— begin DATA SHOWN —
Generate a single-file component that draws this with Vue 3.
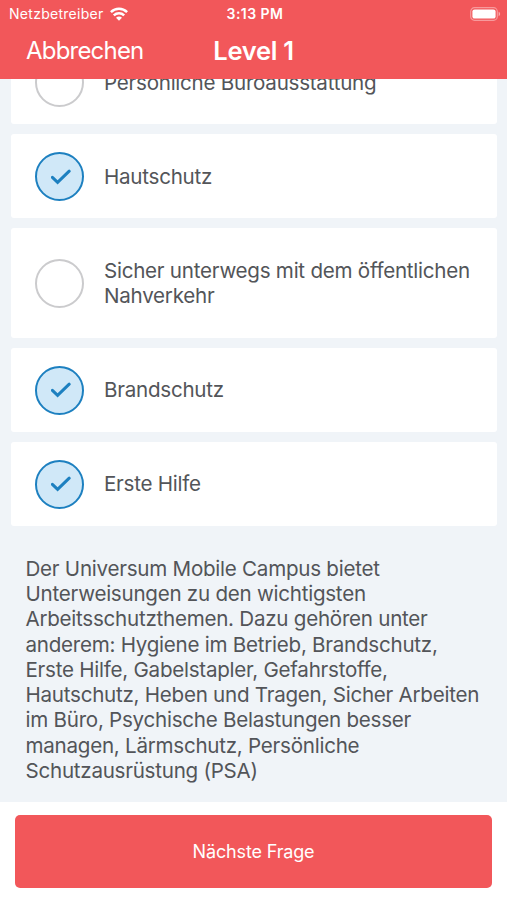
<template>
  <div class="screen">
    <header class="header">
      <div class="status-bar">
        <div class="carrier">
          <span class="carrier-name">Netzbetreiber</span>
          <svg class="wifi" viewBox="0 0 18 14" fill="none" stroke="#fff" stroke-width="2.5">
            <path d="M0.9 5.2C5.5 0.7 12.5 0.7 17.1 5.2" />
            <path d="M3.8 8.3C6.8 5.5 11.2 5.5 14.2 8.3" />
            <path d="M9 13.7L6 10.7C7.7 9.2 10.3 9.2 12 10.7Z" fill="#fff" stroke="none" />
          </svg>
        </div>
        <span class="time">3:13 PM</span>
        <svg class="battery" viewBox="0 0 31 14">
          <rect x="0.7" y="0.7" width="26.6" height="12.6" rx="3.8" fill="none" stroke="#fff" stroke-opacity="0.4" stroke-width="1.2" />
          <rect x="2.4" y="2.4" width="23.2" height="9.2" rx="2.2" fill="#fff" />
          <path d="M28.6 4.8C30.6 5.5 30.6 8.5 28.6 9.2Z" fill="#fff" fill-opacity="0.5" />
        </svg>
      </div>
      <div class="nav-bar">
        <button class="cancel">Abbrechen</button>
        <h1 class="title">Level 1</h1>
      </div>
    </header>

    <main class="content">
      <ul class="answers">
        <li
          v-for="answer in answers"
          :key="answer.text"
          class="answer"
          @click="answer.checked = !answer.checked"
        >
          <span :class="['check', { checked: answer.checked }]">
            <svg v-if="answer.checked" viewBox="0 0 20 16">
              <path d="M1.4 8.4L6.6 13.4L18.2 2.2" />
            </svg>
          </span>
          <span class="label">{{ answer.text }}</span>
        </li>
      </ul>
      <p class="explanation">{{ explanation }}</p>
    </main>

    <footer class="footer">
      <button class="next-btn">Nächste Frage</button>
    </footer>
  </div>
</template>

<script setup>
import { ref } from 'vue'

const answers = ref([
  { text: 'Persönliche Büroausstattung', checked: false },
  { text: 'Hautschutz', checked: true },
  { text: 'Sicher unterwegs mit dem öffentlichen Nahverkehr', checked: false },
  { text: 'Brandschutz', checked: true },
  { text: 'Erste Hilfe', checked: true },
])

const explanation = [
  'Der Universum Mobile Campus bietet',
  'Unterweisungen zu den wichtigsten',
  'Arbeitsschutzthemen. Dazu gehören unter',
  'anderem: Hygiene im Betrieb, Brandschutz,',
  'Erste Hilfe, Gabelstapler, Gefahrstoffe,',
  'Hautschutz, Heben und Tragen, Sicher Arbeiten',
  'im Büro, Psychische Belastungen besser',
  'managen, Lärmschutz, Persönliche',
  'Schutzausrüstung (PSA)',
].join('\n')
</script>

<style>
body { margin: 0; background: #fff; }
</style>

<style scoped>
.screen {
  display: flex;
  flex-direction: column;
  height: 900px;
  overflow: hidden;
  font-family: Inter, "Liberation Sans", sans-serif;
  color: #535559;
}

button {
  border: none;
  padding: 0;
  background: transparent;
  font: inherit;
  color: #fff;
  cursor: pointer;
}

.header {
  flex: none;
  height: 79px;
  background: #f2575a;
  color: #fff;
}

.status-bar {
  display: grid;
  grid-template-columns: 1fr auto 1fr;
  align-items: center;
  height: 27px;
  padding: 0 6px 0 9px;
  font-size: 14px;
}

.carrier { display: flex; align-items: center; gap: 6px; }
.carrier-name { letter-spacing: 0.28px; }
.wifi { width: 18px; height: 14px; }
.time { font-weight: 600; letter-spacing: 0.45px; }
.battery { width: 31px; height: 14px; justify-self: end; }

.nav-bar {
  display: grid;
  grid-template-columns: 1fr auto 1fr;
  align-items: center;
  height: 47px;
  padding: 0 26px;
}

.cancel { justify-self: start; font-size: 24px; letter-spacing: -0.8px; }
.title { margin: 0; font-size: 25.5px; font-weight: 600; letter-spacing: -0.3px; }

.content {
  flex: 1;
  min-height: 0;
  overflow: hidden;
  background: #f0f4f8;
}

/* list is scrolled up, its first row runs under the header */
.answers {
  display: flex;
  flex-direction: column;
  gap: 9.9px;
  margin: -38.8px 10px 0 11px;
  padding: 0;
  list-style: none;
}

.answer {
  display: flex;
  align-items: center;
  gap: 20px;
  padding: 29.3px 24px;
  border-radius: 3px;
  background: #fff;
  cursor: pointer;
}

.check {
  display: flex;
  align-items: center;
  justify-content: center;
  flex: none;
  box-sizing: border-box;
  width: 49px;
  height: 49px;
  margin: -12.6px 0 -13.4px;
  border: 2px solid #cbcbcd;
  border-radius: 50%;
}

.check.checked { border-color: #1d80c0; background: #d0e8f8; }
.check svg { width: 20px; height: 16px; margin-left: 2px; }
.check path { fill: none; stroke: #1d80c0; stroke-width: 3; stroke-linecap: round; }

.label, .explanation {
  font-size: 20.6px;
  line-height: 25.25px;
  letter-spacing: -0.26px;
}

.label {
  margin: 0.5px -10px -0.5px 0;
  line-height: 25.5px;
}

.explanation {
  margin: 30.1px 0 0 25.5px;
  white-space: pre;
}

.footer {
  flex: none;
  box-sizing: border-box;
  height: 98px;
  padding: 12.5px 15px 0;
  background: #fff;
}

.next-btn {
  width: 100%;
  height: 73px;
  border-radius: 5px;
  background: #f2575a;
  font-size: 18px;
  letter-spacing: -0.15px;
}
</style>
— end DATA SHOWN —
## EXERCISE DESCRIPTION
Omit the pictures and output all of the other material exactly.

## RESULT BELOW
Generate a single-file component that draws this with Vue 3.
<template>
  <div class="screen">
    <header class="header">
      <div class="status-bar">
        <div class="carrier">
          <span class="carrier-name">Netzbetreiber</span>
          <svg class="wifi" viewBox="0 0 18 14" fill="none" stroke="#fff" stroke-width="2.5">
            <path d="M0.9 5.2C5.5 0.7 12.5 0.7 17.1 5.2" />
            <path d="M3.8 8.3C6.8 5.5 11.2 5.5 14.2 8.3" />
            <path d="M9 13.7L6 10.7C7.7 9.2 10.3 9.2 12 10.7Z" fill="#fff" stroke="none" />
          </svg>
        </div>
        <span class="time">3:13 PM</span>
        <svg class="battery" viewBox="0 0 31 14">
          <rect x="0.7" y="0.7" width="26.6" height="12.6" rx="3.8" fill="none" stroke="#fff" stroke-opacity="0.4" stroke-width="1.2" />
          <rect x="2.4" y="2.4" width="23.2" height="9.2" rx="2.2" fill="#fff" />
          <path d="M28.6 4.8C30.6 5.5 30.6 8.5 28.6 9.2Z" fill="#fff" fill-opacity="0.5" />
        </svg>
      </div>
      <div class="nav-bar">
        <button class="cancel">Abbrechen</button>
        <h1 class="title">Level 1</h1>
      </div>
    </header>

    <main class="content">
      <ul class="answers">
        <li
          v-for="answer in answers"
          :key="answer.text"
          class="answer"
          @click="answer.checked = !answer.checked"
        >
          <span :class="['check', { checked: answer.checked }]">
            <svg v-if="answer.checked" viewBox="0 0 20 16">
              <path d="M1.4 8.4L6.6 13.4L18.2 2.2" />
            </svg>
          </span>
          <span class="label">{{ answer.text }}</span>
        </li>
      </ul>
      <p class="explanation">{{ explanation }}</p>
    </main>

    <footer class="footer">
      <button class="next-btn">Nächste Frage</button>
    </footer>
  </div>
</template>

<script setup>
import { ref } from 'vue'

const answers = ref([
  { text: 'Persönliche Büroausstattung', checked: false },
  { text: 'Hautschutz', checked: true },
  { text: 'Sicher unterwegs mit dem öffentlichen Nahverkehr', checked: false },
  { text: 'Brandschutz', checked: true },
  { text: 'Erste Hilfe', checked: true },
])

const explanation = [
  'Der Universum Mobile Campus bietet',
  'Unterweisungen zu den wichtigsten',
  'Arbeitsschutzthemen. Dazu gehören unter',
  'anderem: Hygiene im Betrieb, Brandschutz,',
  'Erste Hilfe, Gabelstapler, Gefahrstoffe,',
  'Hautschutz, Heben und Tragen, Sicher Arbeiten',
  'im Büro, Psychische Belastungen besser',
  'managen, Lärmschutz, Persönliche',
  'Schutzausrüstung (PSA)',
].join('\n')
</script>

<style>
body { margin: 0; background: #fff; }
</style>

<style scoped>
.screen {
  display: flex;
  flex-direction: column;
  height: 900px;
  overflow: hidden;
  font-family: Inter, "Liberation Sans", sans-serif;
  color: #535559;
}

button {
  border: none;
  padding: 0;
  background: transparent;
  font: inherit;
  color: #fff;
  cursor: pointer;
}

.header {
  flex: none;
  height: 79px;
  background: #f2575a;
  color: #fff;
}

.status-bar {
  display: grid;
  grid-template-columns: 1fr auto 1fr;
  align-items: center;
  height: 27px;
  padding: 0 6px 0 9px;
  font-size: 14px;
}

.carrier { display: flex; align-items: center; gap: 6px; }
.carrier-name { letter-spacing: 0.28px; }
.wifi { width: 18px; height: 14px; }
.time { font-weight: 600; letter-spacing: 0.45px; }
.battery { width: 31px; height: 14px; justify-self: end; }

.nav-bar {
  display: grid;
  grid-template-columns: 1fr auto 1fr;
  align-items: center;
  height: 47px;
  padding: 0 26px;
}

.cancel { justify-self: start; font-size: 24px; letter-spacing: -0.8px; }
.title { margin: 0; font-size: 25.5px; font-weight: 600; letter-spacing: -0.3px; }

.content {
  flex: 1;
  min-height: 0;
  overflow: hidden;
  background: #f0f4f8;
}

/* list is scrolled up, its first row runs under the header */
.answers {
  display: flex;
  flex-direction: column;
  gap: 9.9px;
  margin: -38.8px 10px 0 11px;
  padding: 0;
  list-style: none;
}

.answer {
  display: flex;
  align-items: center;
  gap: 20px;
  padding: 29.3px 24px;
  border-radius: 3px;
  background: #fff;
  cursor: pointer;
}

.check {
  display: flex;
  align-items: center;
  justify-content: center;
  flex: none;
  box-sizing: border-box;
  width: 49px;
  height: 49px;
  margin: -12.6px 0 -13.4px;
  border: 2px solid #cbcbcd;
  border-radius: 50%;
}

.check.checked { border-color: #1d80c0; background: #d0e8f8; }
.check svg { width: 20px; height: 16px; margin-left: 2px; }
.check path { fill: none; stroke: #1d80c0; stroke-width: 3; stroke-linecap: round; }

.label, .explanation {
  font-size: 20.6px;
  line-height: 25.25px;
  letter-spacing: -0.26px;
}

.label {
  margin: 0.5px -10px -0.5px 0;
  line-height: 25.5px;
}

.explanation {
  margin: 30.1px 0 0 25.5px;
  white-space: pre;
}

.footer {
  flex: none;
  box-sizing: border-box;
  height: 98px;
  padding: 12.5px 15px 0;
  background: #fff;
}

.next-btn {
  width: 100%;
  height: 73px;
  border-radius: 5px;
  background: #f2575a;
  font-size: 18px;
  letter-spacing: -0.15px;
}
</style>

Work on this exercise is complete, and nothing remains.